Where a line of the listing below includes the word "this", reproduce that line.

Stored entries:
════════

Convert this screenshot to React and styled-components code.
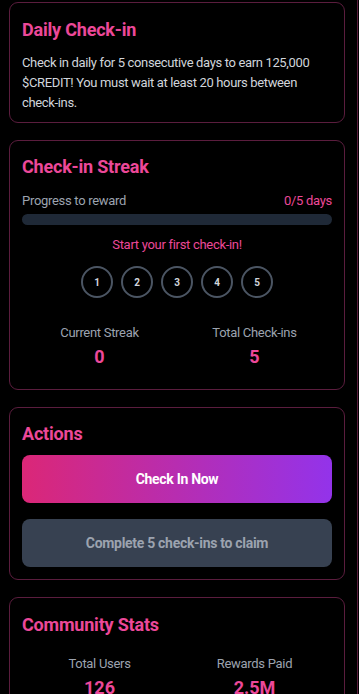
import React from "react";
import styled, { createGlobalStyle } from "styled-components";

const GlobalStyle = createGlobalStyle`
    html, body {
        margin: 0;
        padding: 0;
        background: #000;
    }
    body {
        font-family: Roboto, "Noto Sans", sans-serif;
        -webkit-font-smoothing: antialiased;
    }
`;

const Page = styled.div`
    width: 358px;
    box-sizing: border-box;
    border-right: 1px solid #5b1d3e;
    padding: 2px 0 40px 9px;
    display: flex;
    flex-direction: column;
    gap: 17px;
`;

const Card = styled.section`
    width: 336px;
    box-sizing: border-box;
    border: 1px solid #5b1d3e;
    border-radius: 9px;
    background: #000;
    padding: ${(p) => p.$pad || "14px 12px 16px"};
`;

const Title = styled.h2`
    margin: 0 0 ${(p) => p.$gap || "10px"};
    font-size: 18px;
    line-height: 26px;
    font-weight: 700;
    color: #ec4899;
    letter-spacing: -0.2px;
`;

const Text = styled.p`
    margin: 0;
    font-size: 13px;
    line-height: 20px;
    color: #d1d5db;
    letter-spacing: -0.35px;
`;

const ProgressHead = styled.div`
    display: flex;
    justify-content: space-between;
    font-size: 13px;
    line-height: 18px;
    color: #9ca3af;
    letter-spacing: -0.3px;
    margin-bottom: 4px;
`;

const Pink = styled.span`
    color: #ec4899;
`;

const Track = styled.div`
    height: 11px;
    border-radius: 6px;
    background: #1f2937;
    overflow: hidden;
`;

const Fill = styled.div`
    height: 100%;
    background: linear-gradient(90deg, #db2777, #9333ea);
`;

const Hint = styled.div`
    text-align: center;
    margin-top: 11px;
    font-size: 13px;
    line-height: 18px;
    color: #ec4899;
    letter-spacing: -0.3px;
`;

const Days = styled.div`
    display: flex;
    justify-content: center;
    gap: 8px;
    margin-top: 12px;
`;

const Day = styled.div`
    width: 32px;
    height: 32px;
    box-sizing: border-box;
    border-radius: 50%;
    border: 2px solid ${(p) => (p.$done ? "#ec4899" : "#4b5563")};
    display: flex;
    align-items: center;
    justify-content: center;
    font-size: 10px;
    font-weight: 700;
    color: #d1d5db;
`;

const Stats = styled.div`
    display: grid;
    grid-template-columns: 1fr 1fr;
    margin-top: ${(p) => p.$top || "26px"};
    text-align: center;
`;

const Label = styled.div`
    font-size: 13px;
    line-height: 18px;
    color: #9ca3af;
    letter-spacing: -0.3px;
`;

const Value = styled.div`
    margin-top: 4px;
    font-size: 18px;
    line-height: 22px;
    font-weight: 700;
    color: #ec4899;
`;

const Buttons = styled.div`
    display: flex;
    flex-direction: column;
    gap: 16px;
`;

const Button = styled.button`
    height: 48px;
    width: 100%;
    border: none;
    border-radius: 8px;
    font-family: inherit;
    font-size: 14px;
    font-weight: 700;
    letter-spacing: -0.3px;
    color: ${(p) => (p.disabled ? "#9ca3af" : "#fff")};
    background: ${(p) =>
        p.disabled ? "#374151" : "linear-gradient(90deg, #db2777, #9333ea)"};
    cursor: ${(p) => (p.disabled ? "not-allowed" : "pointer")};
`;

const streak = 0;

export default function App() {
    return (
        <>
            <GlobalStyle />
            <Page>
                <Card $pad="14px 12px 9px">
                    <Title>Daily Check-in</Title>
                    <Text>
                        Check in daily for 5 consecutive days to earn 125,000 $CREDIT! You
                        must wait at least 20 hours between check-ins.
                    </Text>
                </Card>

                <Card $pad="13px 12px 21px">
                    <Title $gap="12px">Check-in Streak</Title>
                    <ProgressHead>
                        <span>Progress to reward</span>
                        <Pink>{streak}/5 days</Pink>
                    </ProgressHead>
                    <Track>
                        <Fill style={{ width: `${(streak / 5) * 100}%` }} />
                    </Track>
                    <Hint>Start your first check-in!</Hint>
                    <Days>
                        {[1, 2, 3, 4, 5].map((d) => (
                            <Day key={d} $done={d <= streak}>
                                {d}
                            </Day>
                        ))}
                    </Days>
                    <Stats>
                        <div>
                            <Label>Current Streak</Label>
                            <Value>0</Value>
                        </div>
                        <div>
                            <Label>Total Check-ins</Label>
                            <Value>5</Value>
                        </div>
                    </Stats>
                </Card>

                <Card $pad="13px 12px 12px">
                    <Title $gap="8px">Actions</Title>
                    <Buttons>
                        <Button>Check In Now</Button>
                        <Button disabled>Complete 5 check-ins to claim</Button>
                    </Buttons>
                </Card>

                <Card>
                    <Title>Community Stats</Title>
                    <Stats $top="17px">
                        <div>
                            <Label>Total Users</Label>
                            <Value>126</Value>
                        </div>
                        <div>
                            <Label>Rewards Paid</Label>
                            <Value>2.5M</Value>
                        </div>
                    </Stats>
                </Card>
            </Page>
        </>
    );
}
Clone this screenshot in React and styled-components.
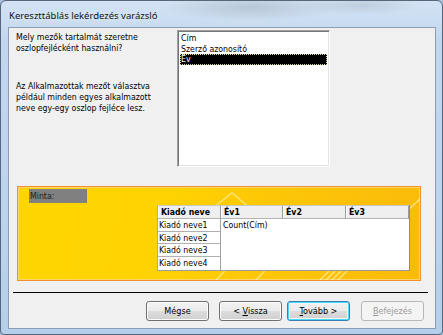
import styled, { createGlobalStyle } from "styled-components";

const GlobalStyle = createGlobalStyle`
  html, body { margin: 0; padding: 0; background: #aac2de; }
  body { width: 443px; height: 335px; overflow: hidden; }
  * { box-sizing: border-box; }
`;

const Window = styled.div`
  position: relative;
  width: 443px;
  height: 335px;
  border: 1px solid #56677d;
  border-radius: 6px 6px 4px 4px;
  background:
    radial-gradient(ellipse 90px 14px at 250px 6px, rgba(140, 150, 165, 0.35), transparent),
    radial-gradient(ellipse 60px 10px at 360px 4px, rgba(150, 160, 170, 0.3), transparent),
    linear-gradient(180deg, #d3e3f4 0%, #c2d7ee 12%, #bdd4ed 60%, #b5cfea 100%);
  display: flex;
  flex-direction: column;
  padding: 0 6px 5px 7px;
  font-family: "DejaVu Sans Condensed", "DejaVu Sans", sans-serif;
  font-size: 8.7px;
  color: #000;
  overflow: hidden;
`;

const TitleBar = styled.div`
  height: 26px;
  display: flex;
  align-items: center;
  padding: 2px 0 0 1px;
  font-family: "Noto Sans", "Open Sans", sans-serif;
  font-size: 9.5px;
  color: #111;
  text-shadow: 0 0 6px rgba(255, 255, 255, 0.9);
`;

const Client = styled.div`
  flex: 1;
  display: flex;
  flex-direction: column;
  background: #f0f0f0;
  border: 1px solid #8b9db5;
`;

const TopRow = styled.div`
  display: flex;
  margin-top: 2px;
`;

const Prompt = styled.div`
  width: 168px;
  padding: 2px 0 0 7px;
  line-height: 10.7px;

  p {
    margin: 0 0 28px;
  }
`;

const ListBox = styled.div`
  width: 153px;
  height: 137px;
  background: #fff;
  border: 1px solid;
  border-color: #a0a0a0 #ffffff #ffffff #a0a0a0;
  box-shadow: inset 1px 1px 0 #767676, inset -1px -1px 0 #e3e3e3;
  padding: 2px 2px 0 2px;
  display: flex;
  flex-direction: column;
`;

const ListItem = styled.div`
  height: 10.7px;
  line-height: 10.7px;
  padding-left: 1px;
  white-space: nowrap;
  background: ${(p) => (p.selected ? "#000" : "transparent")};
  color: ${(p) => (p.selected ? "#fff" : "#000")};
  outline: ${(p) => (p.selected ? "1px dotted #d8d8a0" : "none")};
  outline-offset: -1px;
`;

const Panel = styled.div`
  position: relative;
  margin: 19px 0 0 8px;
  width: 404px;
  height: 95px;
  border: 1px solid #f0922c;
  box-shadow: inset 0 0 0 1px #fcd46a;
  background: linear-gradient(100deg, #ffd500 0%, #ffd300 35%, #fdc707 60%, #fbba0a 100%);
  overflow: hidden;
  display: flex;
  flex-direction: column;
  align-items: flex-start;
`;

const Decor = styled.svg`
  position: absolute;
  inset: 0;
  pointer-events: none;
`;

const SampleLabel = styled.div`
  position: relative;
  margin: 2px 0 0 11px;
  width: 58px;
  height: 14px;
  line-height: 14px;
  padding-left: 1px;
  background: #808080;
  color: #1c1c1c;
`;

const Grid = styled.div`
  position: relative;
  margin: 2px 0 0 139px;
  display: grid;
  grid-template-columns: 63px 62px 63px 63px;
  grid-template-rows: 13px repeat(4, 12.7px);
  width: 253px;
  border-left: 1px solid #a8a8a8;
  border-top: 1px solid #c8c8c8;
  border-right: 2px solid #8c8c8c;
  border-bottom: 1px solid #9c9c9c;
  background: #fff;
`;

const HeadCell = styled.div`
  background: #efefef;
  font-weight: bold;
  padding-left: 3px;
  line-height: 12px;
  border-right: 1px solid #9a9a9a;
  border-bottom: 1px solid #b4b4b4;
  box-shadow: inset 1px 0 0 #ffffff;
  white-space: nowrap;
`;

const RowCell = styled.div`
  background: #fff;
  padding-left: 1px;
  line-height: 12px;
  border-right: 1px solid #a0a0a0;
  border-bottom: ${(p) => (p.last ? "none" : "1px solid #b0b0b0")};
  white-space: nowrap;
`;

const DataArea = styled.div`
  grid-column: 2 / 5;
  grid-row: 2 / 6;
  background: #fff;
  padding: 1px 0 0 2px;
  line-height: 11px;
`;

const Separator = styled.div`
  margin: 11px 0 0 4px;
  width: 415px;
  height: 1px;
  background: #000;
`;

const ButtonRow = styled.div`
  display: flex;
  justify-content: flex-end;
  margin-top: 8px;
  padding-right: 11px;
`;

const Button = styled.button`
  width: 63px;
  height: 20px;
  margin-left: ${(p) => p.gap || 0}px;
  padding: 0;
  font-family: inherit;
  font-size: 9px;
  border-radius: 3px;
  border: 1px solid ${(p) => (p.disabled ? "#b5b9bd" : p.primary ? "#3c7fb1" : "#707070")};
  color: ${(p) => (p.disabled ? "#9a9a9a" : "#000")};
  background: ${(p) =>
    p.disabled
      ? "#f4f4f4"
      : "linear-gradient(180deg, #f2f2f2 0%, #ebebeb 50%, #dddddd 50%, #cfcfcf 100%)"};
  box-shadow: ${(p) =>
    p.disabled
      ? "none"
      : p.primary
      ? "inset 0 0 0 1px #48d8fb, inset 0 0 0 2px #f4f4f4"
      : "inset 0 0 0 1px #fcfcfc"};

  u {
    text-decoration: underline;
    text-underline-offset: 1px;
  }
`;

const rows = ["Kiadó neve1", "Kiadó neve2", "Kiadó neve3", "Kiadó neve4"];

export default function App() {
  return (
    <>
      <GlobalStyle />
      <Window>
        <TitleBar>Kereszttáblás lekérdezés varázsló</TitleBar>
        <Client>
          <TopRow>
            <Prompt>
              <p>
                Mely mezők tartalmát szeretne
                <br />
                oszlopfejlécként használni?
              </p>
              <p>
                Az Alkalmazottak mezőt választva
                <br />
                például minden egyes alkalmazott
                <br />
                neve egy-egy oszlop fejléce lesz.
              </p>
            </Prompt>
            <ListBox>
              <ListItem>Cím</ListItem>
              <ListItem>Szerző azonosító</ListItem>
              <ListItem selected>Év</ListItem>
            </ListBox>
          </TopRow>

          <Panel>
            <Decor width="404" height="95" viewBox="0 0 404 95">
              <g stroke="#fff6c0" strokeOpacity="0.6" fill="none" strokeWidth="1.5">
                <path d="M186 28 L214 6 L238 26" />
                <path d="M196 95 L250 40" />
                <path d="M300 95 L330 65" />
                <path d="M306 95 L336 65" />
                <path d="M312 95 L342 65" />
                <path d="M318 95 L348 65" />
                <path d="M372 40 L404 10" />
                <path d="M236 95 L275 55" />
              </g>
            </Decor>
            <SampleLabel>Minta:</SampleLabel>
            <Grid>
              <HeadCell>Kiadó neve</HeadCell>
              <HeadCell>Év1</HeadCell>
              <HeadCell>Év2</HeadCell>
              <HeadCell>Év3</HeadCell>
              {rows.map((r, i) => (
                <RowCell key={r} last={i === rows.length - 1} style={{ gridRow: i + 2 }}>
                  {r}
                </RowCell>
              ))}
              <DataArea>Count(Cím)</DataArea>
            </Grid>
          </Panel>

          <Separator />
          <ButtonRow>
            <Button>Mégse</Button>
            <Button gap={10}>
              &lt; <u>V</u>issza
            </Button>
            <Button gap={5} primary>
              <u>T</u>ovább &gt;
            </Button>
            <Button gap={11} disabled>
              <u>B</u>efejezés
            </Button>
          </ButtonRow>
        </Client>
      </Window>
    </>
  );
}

════════

## TASK ANSWER:
Convert this screenshot to React and styled-components code.
Clone this screenshot in React and styled-components.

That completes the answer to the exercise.